Chokh Raj wrote:
> Pure Poetry
>
> I knew very well what I meant by these words, but I did not know that
> they would give rise to such echoes and reactions in the world of
> lovers of literature. I merely wanted to draw attention to a fact, not
> to enunciate a theory, still less to define a doctrine and hold as
> heretics all who did not share it. In my eyes all written works, all
> works of language, contain certain fragments or recognizable elements,
> endowed with properties which we are about to examine and which I
> shall provisionally call /poetic/. Every time words show a /certain
> deviation /from the most direct, that is, the most /insensible/
> expression of thought, every time these deviations foreshadow, as it
> were, a world of relationships distinct from the purely practical world,
>
Interesting selection, CR, as per usual. It put me first in mind of
a joke that McLuhan liked to repeat, that "dictionaries drive words out
of their senses," which condition is what I take Valery to mean by
"insensible." I wonder if that is what TSE gets at when he says that
poetry (from memory) doesn't work without meanings.
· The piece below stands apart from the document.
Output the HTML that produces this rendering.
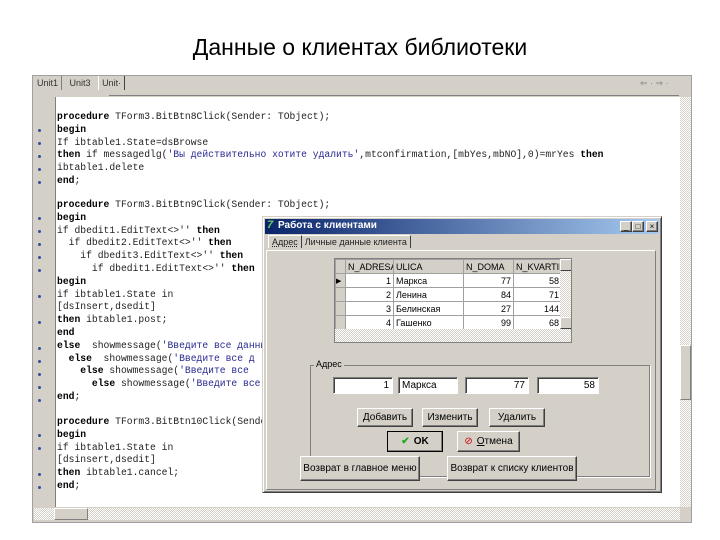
<!DOCTYPE html>
<html><head><meta charset="utf-8"><style>
*{margin:0;padding:0;box-sizing:border-box}
body{width:720px;height:540px;background:#fff;position:relative;overflow:hidden;font-family:"Liberation Sans",sans-serif}
.a{position:absolute}
h1{position:absolute;left:0;width:720px;top:34px;text-align:center;font-weight:normal;font-size:23px;color:#000}
.code{font-family:"Liberation Mono",monospace;font-size:9.7px;color:#222;white-space:pre;line-height:12.8px}
.code b{color:#000}
.s{color:#2a2a90}
.dot{position:absolute;left:38px;width:3px;height:3px;background:#3050a0;border-radius:50%}
.g{background:#d4d0c8}
.btn{position:absolute;background:#d4d0c8;border:1px solid;border-color:#fff #404040 #404040 #fff;box-shadow:inset -1px -1px #808080;font-size:10px;display:flex;align-items:center;justify-content:center;color:#000}
.ed{position:absolute;background:#fff;border:1px solid;border-color:#808080 #fff #fff #808080;box-shadow:inset 1px 1px #404040;font-size:10px;padding:2px 3px;height:17px}
.chk{background-image:repeating-conic-gradient(#d4d0c8 0 25%,#fff 0 50%);background-size:2px 2px}
table{border-collapse:collapse;font-size:9px;table-layout:fixed;width:226px}
td{border:1px solid #a0a0a0;height:14px;padding:0 2px;background:#fff;white-space:nowrap;overflow:hidden}
</style></head><body>
<h1>Данные о клиентах библиотеки</h1>
<div class="a g" style="left:32px;top:75px;width:660px;height:448px;border:1px solid #a0a0a0"></div>
<div class="a" style="left:34px;top:78px;font-size:9px;color:#333">
<span style="padding:2px 3px;border-right:1px solid #808080">Unit1</span>
<span style="padding:2px 5px;background:#d4d0c8">Unit3</span>
<span style="padding:2px 3px;border-left:1px solid #fff;border-right:1px solid #404040">Unit·</span></div>
<div class="a" style="left:109px;top:95px;width:570px;height:1px;background:#808080"></div>
<div class="a" style="left:640px;top:78px;font-size:9px;color:#888">⇐ · ⇒ ·</div>
<div class="a" style="left:55px;top:97px;width:625px;height:410px;background:#fff;border-left:1px solid #808080"></div>
<div class="a chk" style="left:680px;top:97px;width:11px;height:410px"></div>
<div class="a g" style="left:680px;top:345px;width:11px;height:55px;border:1px solid #fff;border-right-color:#808080;border-bottom-color:#808080"></div>
<div class="a chk" style="left:34px;top:508px;width:646px;height:12px"></div>
<div class="a g" style="left:54px;top:508px;width:34px;height:12px;border:1px solid #fff;border-right-color:#808080;border-bottom-color:#808080"></div>
<div class="a code" style="left:57px;top:111px"><b>procedure</b> TForm3.BitBtn8Click(Sender: TObject);
<b>begin</b>
If ibtable1.State=dsBrowse
<b>then</b> if messagedlg(<span class="s">'Вы действительно хотите удалить'</span>,mtconfirmation,[mbYes,mbNO],0)=mrYes <b>then</b>
ibtable1.delete
<b>end</b>;</div>
<div class="a code" style="left:57px;top:199px"><b>procedure</b> TForm3.BitBtn9Click(Sender: TObject);
<b>begin</b>
if dbedit1.EditText&lt;&gt;'' <b>then</b>
  if dbedit2.EditText&lt;&gt;'' <b>then</b>
    if dbedit3.EditText&lt;&gt;'' <b>then</b>
      if dbedit1.EditText&lt;&gt;'' <b>then</b>
<b>begin</b>
if ibtable1.State in
[dsInsert,dsedit]
<b>then</b> ibtable1.post;
<b>end</b>
<b>else</b>  showmessage(<span class="s">'Введите все данные'</span>)
  <b>else</b>  showmessage(<span class="s">'Введите все д</span>
    <b>else</b> showmessage(<span class="s">'Введите все</span>
      <b>else</b> showmessage(<span class="s">'Введите все</span>
<b>end</b>;</div>
<div class="a code" style="left:57px;top:416px"><b>procedure</b> TForm3.BitBtn10Click(Sender
<b>begin</b>
if ibtable1.State in
[dsinsert,dsedit]
<b>then</b> ibtable1.cancel;
<b>end</b>;</div>
<div class="dot" style="top:129px"></div><div class="dot" style="top:142px"></div><div class="dot" style="top:155px"></div><div class="dot" style="top:168px"></div><div class="dot" style="top:181px"></div>
<div class="dot" style="top:217px"></div><div class="dot" style="top:230px"></div><div class="dot" style="top:243px"></div><div class="dot" style="top:256px"></div><div class="dot" style="top:269px"></div><div class="dot" style="top:295px"></div><div class="dot" style="top:321px"></div><div class="dot" style="top:347px"></div><div class="dot" style="top:360px"></div><div class="dot" style="top:373px"></div><div class="dot" style="top:386px"></div><div class="dot" style="top:399px"></div>
<div class="dot" style="top:434px"></div><div class="dot" style="top:447px"></div><div class="dot" style="top:473px"></div><div class="dot" style="top:486px"></div>

<!-- window -->
<div class="a g" style="left:262px;top:216px;width:400px;height:277px;border:1px solid;border-color:#d4d0c8 #404040 #404040 #d4d0c8;box-shadow:inset 1px 1px #fff,inset -1px -1px #808080"></div>
<div class="a" style="left:265px;top:219px;width:394px;height:15px;background:linear-gradient(90deg,#0a246a,#a6caf0)"></div>
<div class="a" style="left:267px;top:219px;font-size:11px;font-weight:bold;color:#6c6;font-style:italic">7</div>
<div class="a" style="left:278px;top:220px;font-size:10px;font-weight:bold;color:#fff">Работа с клиентами</div>
<div class="btn" style="left:620px;top:221px;width:12px;height:11px;font-size:8px">_</div>
<div class="btn" style="left:632px;top:221px;width:12px;height:11px;font-size:8px">□</div>
<div class="btn" style="left:646px;top:221px;width:12px;height:11px;font-size:8px">×</div>
<div class="a" style="left:268px;top:237px;font-size:9px;color:#222"><span style="padding:1px 3px;border:1px solid #fff;border-bottom:none;border-right-color:#404040;text-decoration:underline dotted">Адрес</span><span style="padding:1px 3px;border-right:1px solid #404040;border-top:1px solid #fff">Личные данные клиента</span></div>
<div class="a" style="left:266px;top:250px;width:390px;height:240px;border:1px solid;border-color:#fff #808080 #808080 #fff"></div>
<!-- grid -->
<div class="a" style="left:334px;top:258px;width:238px;height:85px;background:#fff;border:1px solid #808080;overflow:hidden">
<table style="position:absolute;left:0;top:0">
<colgroup><col style="width:10px"><col style="width:48px"><col style="width:70px"><col style="width:50px"><col style="width:48px"></colgroup>
<tr><td style="background:#d4d0c8"></td><td style="background:#d4d0c8">N_ADRESA</td><td style="background:#d4d0c8">ULICA</td><td style="background:#d4d0c8">N_DOMA</td><td style="background:#d4d0c8">N_KVARTIR</td></tr>
<tr><td style="background:#d4d0c8;font-size:7px;padding:0">▶</td><td align="right">1</td><td>Маркса</td><td align="right">77</td><td align="right">58</td></tr>
<tr><td style="background:#d4d0c8"></td><td align="right">2</td><td>Ленина</td><td align="right">84</td><td align="right">71</td></tr>
<tr><td style="background:#d4d0c8"></td><td align="right">3</td><td>Белинская</td><td align="right">27</td><td align="right">144</td></tr>
<tr><td style="background:#d4d0c8"></td><td align="right">4</td><td>Гашенко</td><td align="right">99</td><td align="right">68</td></tr>
</table>
<div class="a chk" style="left:225px;top:0;width:12px;height:70px"></div>
<div class="a g" style="left:225px;top:0;width:12px;height:12px;border:1px solid #fff;border-right-color:#404040;border-bottom-color:#404040"></div>
<div class="a g" style="left:225px;top:58px;width:12px;height:12px;border:1px solid #fff;border-right-color:#404040;border-bottom-color:#404040"></div>
<div class="a chk" style="left:0;top:70px;width:237px;height:14px"></div>
</div>
<!-- group -->
<div class="a" style="left:310px;top:365px;width:340px;height:112px;border:1px solid #808080;box-shadow:1px 1px #fff"></div>
<div class="a g" style="left:314px;top:359px;font-size:9px;padding:0 2px">Адрес</div>
<div class="ed" style="left:333px;top:377px;width:60px;text-align:right">1</div>
<div class="ed" style="left:398px;top:377px;width:60px">Маркса</div>
<div class="ed" style="left:465px;top:377px;width:64px;text-align:right">77</div>
<div class="ed" style="left:537px;top:377px;width:62px;text-align:right">58</div>
<div class="btn" style="left:357px;top:408px;width:56px;height:19px">Добавить</div>
<div class="btn" style="left:422px;top:408px;width:56px;height:19px">Изменить</div>
<div class="btn" style="left:489px;top:408px;width:56px;height:19px">Удалить</div>
<div class="btn" style="left:387px;top:431px;width:56px;height:21px;border:1px solid #000;font-weight:bold"><span style="color:#2a2;margin-right:4px">✔</span>OK</div>
<div class="btn" style="left:457px;top:431px;width:63px;height:21px"><span style="color:#c00;margin-right:4px">⊘</span><u>О</u>тмена</div>
<div class="btn" style="left:300px;top:456px;width:120px;height:25px">Возврат в главное меню</div>
<div class="btn" style="left:447px;top:456px;width:130px;height:25px">Возврат к списку клиентов</div>
</body></html>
It also reminds of
Auden's statement, that a poet is someone who likes to see words play
together, not an area of perception I think you'll find in the
Merriam-Webster. The one thing with which I'd take exception in the
Valery quote is the word "deviation," as I think that words playing
together exert more force on us in our day to day lives than we may be
award; but I suppose that still could exist within a "certain deviation."